#### GOAL
Each line below must be set down exactly; omit any image you find.

# START OF RECORDS SHOWN

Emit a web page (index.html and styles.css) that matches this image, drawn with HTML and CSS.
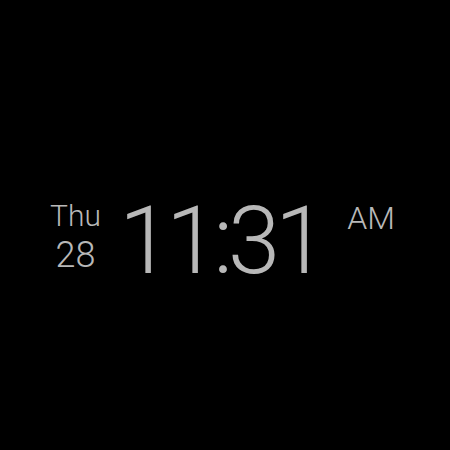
FILE: index.html
```html
<!DOCTYPE html>
<html>
<head>
<meta charset="utf-8">
<link rel="stylesheet" href="styles.css">
</head>
<body>
<div class="screen">
  <div class="clock">
    <div class="date">
      <div class="day">Thu</div>
      <div class="num">28</div>
    </div>
    <div class="time">11:31</div>
    <div class="ampm">AM</div>
  </div>
</div>
</body>
</html>
```
FILE: styles.css
```css
html, body { margin: 0; padding: 0; background: #000; }
.screen {
  width: 450px; height: 450px;
  box-sizing: border-box;
  padding: 194px 0 0 50px;
  font-family: Roboto, "Noto Sans", sans-serif;
  color: #b8b8b8;
}
.clock { display: flex; align-items: flex-start; }
.date { display: flex; flex-direction: column; align-items: center; margin-top: 7px; margin-right: 18px; }
.day { font-size: 30px; line-height: 30px; font-weight: 300; }
.num { font-size: 36px; line-height: 36px; font-weight: 300; margin-top: 6px; }
.time { font-size: 94px; line-height: 94px; font-weight: 300; letter-spacing: -5px; }
.ampm { font-size: 32px; line-height: 32px; font-weight: 300; margin-left: 25px; margin-top: 8px; }
```
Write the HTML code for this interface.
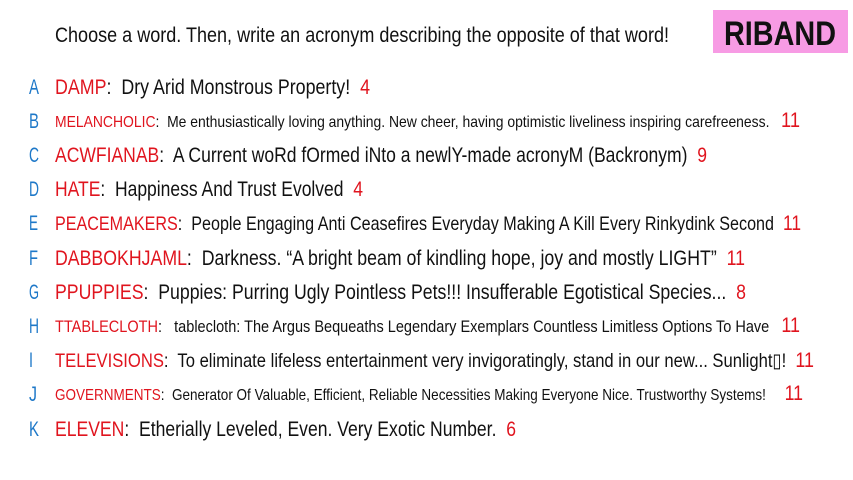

# END OF RECORDS SHOWN

#### SOLUTION TO THIS PROBLEM
Emit a web page (index.html and styles.css) that matches this image, drawn with HTML and CSS.
FILE: index.html
```html
<!DOCTYPE html>
<html>
<head>
<meta charset="utf-8">
<link rel="stylesheet" href="styles.css">
</head>
<body>
<div class="screen">
  <div class="clock">
    <div class="date">
      <div class="day">Thu</div>
      <div class="num">28</div>
    </div>
    <div class="time">11:31</div>
    <div class="ampm">AM</div>
  </div>
</div>
</body>
</html>
```
FILE: styles.css
```css
html, body { margin: 0; padding: 0; background: #000; }
.screen {
  width: 450px; height: 450px;
  box-sizing: border-box;
  padding: 194px 0 0 50px;
  font-family: Roboto, "Noto Sans", sans-serif;
  color: #b8b8b8;
}
.clock { display: flex; align-items: flex-start; }
.date { display: flex; flex-direction: column; align-items: center; margin-top: 7px; margin-right: 18px; }
.day { font-size: 30px; line-height: 30px; font-weight: 300; }
.num { font-size: 36px; line-height: 36px; font-weight: 300; margin-top: 6px; }
.time { font-size: 94px; line-height: 94px; font-weight: 300; letter-spacing: -5px; }
.ampm { font-size: 32px; line-height: 32px; font-weight: 300; margin-left: 25px; margin-top: 8px; }
```
Write the HTML code for this interface.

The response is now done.